Copy out all the lines exactly. Omit pictures.

• _Dataset section_
+---+

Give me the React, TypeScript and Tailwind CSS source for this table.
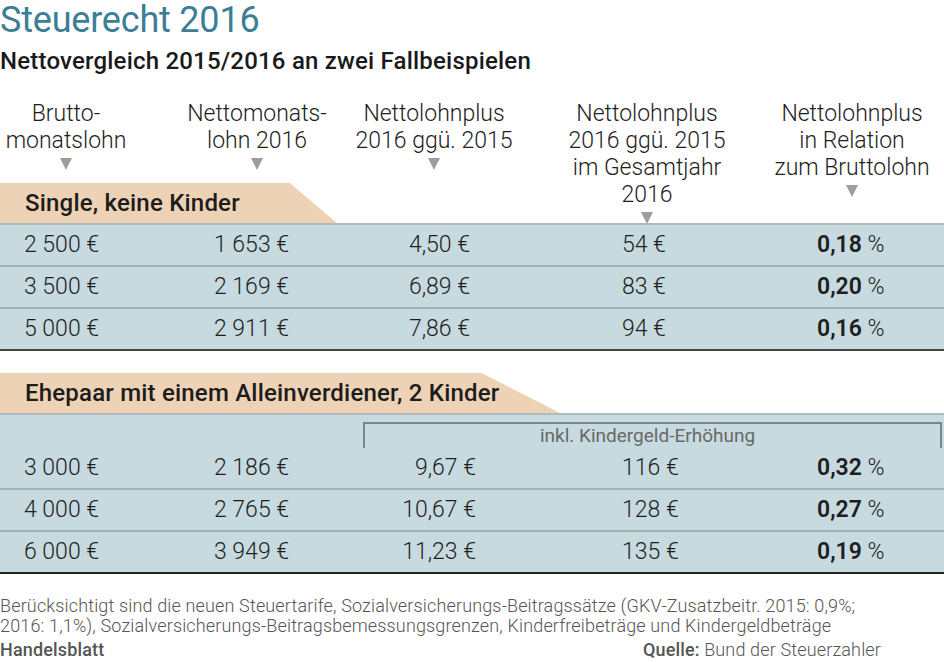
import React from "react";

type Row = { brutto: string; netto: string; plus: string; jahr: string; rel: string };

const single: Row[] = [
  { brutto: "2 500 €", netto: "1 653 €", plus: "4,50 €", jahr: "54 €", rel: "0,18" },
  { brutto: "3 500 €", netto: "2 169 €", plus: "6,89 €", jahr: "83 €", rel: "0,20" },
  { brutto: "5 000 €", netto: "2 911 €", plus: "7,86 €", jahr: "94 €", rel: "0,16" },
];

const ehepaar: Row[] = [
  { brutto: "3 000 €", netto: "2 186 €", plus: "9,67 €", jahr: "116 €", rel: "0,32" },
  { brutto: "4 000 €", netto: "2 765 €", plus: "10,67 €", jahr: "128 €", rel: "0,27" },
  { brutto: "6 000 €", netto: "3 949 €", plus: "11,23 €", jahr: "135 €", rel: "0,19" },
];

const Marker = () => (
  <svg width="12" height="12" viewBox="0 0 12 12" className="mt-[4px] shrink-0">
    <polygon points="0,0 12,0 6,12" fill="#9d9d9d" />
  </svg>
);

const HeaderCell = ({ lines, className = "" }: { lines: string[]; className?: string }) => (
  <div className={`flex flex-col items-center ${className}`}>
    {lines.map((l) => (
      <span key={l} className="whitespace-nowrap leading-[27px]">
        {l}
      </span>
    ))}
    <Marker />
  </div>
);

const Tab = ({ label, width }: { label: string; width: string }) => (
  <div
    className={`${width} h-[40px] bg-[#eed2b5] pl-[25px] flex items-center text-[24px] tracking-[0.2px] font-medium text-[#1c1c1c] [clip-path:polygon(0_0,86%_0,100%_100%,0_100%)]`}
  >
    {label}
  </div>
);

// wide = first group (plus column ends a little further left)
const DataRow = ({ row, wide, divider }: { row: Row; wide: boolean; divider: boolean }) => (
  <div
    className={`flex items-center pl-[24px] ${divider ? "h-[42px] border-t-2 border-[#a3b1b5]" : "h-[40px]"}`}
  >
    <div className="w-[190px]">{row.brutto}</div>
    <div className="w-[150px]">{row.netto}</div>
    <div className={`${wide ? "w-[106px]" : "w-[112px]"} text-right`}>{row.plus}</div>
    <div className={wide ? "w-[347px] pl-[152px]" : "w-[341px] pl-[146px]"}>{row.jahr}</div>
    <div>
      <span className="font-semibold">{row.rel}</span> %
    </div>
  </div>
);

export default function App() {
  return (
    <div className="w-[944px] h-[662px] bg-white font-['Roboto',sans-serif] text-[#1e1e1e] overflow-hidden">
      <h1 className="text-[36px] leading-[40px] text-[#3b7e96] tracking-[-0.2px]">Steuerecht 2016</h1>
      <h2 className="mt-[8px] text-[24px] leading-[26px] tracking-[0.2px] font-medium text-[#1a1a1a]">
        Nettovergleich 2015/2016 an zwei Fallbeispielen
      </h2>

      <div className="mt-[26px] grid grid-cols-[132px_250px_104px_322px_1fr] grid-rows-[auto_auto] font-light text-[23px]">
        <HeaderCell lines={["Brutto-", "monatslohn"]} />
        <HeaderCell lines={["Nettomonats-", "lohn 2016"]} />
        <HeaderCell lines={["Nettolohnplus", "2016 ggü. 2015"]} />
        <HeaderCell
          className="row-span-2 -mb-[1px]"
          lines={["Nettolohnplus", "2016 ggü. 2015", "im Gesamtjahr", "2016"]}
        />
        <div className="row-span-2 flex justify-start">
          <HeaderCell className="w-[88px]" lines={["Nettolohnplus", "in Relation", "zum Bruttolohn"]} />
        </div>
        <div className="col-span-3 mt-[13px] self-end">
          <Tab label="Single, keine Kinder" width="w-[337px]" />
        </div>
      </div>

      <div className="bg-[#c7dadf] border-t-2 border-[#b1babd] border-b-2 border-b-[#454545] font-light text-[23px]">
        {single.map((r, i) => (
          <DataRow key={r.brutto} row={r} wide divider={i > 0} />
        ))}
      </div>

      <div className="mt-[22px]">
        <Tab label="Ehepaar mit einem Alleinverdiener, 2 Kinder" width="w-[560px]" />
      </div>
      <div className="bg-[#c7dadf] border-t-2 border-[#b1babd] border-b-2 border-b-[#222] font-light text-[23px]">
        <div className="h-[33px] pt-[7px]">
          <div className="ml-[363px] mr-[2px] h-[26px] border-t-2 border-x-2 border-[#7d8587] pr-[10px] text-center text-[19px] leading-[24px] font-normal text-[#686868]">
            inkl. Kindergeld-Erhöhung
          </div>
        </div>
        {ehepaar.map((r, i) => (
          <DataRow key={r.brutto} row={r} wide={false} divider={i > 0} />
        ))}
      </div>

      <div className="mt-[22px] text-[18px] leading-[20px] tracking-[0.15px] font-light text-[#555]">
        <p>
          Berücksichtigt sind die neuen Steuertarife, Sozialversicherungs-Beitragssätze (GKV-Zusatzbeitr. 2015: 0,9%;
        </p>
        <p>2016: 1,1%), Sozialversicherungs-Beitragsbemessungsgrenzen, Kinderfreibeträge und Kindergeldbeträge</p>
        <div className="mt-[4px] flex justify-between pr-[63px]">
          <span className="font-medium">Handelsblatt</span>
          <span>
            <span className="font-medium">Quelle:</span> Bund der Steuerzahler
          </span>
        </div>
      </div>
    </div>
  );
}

+---+

• _Problem solution_
Give me the React, TypeScript and Tailwind CSS source for this table.
import React from "react";

type Row = { brutto: string; netto: string; plus: string; jahr: string; rel: string };

const single: Row[] = [
  { brutto: "2 500 €", netto: "1 653 €", plus: "4,50 €", jahr: "54 €", rel: "0,18" },
  { brutto: "3 500 €", netto: "2 169 €", plus: "6,89 €", jahr: "83 €", rel: "0,20" },
  { brutto: "5 000 €", netto: "2 911 €", plus: "7,86 €", jahr: "94 €", rel: "0,16" },
];

const ehepaar: Row[] = [
  { brutto: "3 000 €", netto: "2 186 €", plus: "9,67 €", jahr: "116 €", rel: "0,32" },
  { brutto: "4 000 €", netto: "2 765 €", plus: "10,67 €", jahr: "128 €", rel: "0,27" },
  { brutto: "6 000 €", netto: "3 949 €", plus: "11,23 €", jahr: "135 €", rel: "0,19" },
];

const Marker = () => (
  <svg width="12" height="12" viewBox="0 0 12 12" className="mt-[4px] shrink-0">
    <polygon points="0,0 12,0 6,12" fill="#9d9d9d" />
  </svg>
);

const HeaderCell = ({ lines, className = "" }: { lines: string[]; className?: string }) => (
  <div className={`flex flex-col items-center ${className}`}>
    {lines.map((l) => (
      <span key={l} className="whitespace-nowrap leading-[27px]">
        {l}
      </span>
    ))}
    <Marker />
  </div>
);

const Tab = ({ label, width }: { label: string; width: string }) => (
  <div
    className={`${width} h-[40px] bg-[#eed2b5] pl-[25px] flex items-center text-[24px] tracking-[0.2px] font-medium text-[#1c1c1c] [clip-path:polygon(0_0,86%_0,100%_100%,0_100%)]`}
  >
    {label}
  </div>
);

// wide = first group (plus column ends a little further left)
const DataRow = ({ row, wide, divider }: { row: Row; wide: boolean; divider: boolean }) => (
  <div
    className={`flex items-center pl-[24px] ${divider ? "h-[42px] border-t-2 border-[#a3b1b5]" : "h-[40px]"}`}
  >
    <div className="w-[190px]">{row.brutto}</div>
    <div className="w-[150px]">{row.netto}</div>
    <div className={`${wide ? "w-[106px]" : "w-[112px]"} text-right`}>{row.plus}</div>
    <div className={wide ? "w-[347px] pl-[152px]" : "w-[341px] pl-[146px]"}>{row.jahr}</div>
    <div>
      <span className="font-semibold">{row.rel}</span> %
    </div>
  </div>
);

export default function App() {
  return (
    <div className="w-[944px] h-[662px] bg-white font-['Roboto',sans-serif] text-[#1e1e1e] overflow-hidden">
      <h1 className="text-[36px] leading-[40px] text-[#3b7e96] tracking-[-0.2px]">Steuerecht 2016</h1>
      <h2 className="mt-[8px] text-[24px] leading-[26px] tracking-[0.2px] font-medium text-[#1a1a1a]">
        Nettovergleich 2015/2016 an zwei Fallbeispielen
      </h2>

      <div className="mt-[26px] grid grid-cols-[132px_250px_104px_322px_1fr] grid-rows-[auto_auto] font-light text-[23px]">
        <HeaderCell lines={["Brutto-", "monatslohn"]} />
        <HeaderCell lines={["Nettomonats-", "lohn 2016"]} />
        <HeaderCell lines={["Nettolohnplus", "2016 ggü. 2015"]} />
        <HeaderCell
          className="row-span-2 -mb-[1px]"
          lines={["Nettolohnplus", "2016 ggü. 2015", "im Gesamtjahr", "2016"]}
        />
        <div className="row-span-2 flex justify-start">
          <HeaderCell className="w-[88px]" lines={["Nettolohnplus", "in Relation", "zum Bruttolohn"]} />
        </div>
        <div className="col-span-3 mt-[13px] self-end">
          <Tab label="Single, keine Kinder" width="w-[337px]" />
        </div>
      </div>

      <div className="bg-[#c7dadf] border-t-2 border-[#b1babd] border-b-2 border-b-[#454545] font-light text-[23px]">
        {single.map((r, i) => (
          <DataRow key={r.brutto} row={r} wide divider={i > 0} />
        ))}
      </div>

      <div className="mt-[22px]">
        <Tab label="Ehepaar mit einem Alleinverdiener, 2 Kinder" width="w-[560px]" />
      </div>
      <div className="bg-[#c7dadf] border-t-2 border-[#b1babd] border-b-2 border-b-[#222] font-light text-[23px]">
        <div className="h-[33px] pt-[7px]">
          <div className="ml-[363px] mr-[2px] h-[26px] border-t-2 border-x-2 border-[#7d8587] pr-[10px] text-center text-[19px] leading-[24px] font-normal text-[#686868]">
            inkl. Kindergeld-Erhöhung
          </div>
        </div>
        {ehepaar.map((r, i) => (
          <DataRow key={r.brutto} row={r} wide={false} divider={i > 0} />
        ))}
      </div>

      <div className="mt-[22px] text-[18px] leading-[20px] tracking-[0.15px] font-light text-[#555]">
        <p>
          Berücksichtigt sind die neuen Steuertarife, Sozialversicherungs-Beitragssätze (GKV-Zusatzbeitr. 2015: 0,9%;
        </p>
        <p>2016: 1,1%), Sozialversicherungs-Beitragsbemessungsgrenzen, Kinderfreibeträge und Kindergeldbeträge</p>
        <div className="mt-[4px] flex justify-between pr-[63px]">
          <span className="font-medium">Handelsblatt</span>
          <span>
            <span className="font-medium">Quelle:</span> Bund der Steuerzahler
          </span>
        </div>
      </div>
    </div>
  );
}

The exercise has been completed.